SSH Certificates

1.  Certificates

Cryptographic certificates help you to login from one machine to another without having to type passwords.

If you would like to connect from machine A (local) to machine B (remote) you must:

1.1  Generate a public/private dsa key pair on machine A - on Linux or Os X:

[user@machine_A ~] ssh-keygen -t dsa
  • Accept the default location and name (/home/dalton/.ssh/id_dsa).
  • Don't give a passphrase (because that will defeat the point of not needind to type passwords.)
    • Bear in mind that without a passphrase, anyone that gains access your account will also gain access to you account on the other servers that you have already distributed the key to.
    • But read the item below about ssh-agent, for enhanced security
  • There will be 2 files, id_dsa (keep contents secret) and id_dsa.pub.

1.2  On Windows, for PuTTY

1.3  Add the public key to the authorized_keys file on machine B (and/or C).

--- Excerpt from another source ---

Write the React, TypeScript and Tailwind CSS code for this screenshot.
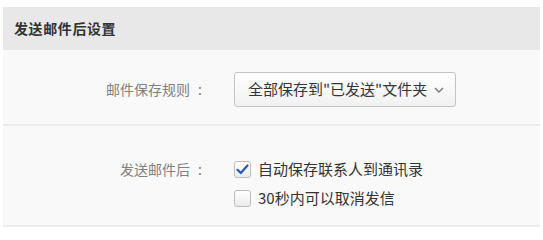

[user@machine_A ~] scp .ssh/id_dsa.pub machine_B:~/.ssh/new_key.pub
[user@machine_B ~] cat new_key.pub >> authorized_keys

1.4  Helper script

A script to help to copy the key, make directories, fix permissions: Attach:ssh_installkey

2.  Certificates with passwords

You can get the benefits of the certificates and retain the security of passwords if you generate a certificate with password, and then use ssh-agent. But this is not-trivial, so you should really read man ssh-agent.

3.  ssh, X11 and su

If you connect to another PC using ssh -X, you can run remote graphical programs and have them display on your machine. Things are still fine if you use sudo, but if you su to another account it will not work:

[sergio@psi ~]$ sudo xlogo
[sergio@psi ~]$ sudo su
[root@psi sergio]# xlogo
X11 connection rejected because of wrong authentication.
X connection to localhost:10.0 broken (explicit kill or server shutdown).

but you can solve this by

[root@psi sergio]# xauth merge ~sergio/.Xauthority
[root@psi sergio]# xlogo

(of course it must be ~your_user/.Xauthority).

Once in a while, check your xauth list and, if there is too much old stuff, use xauth remove, or just rm .Xauthority and login again.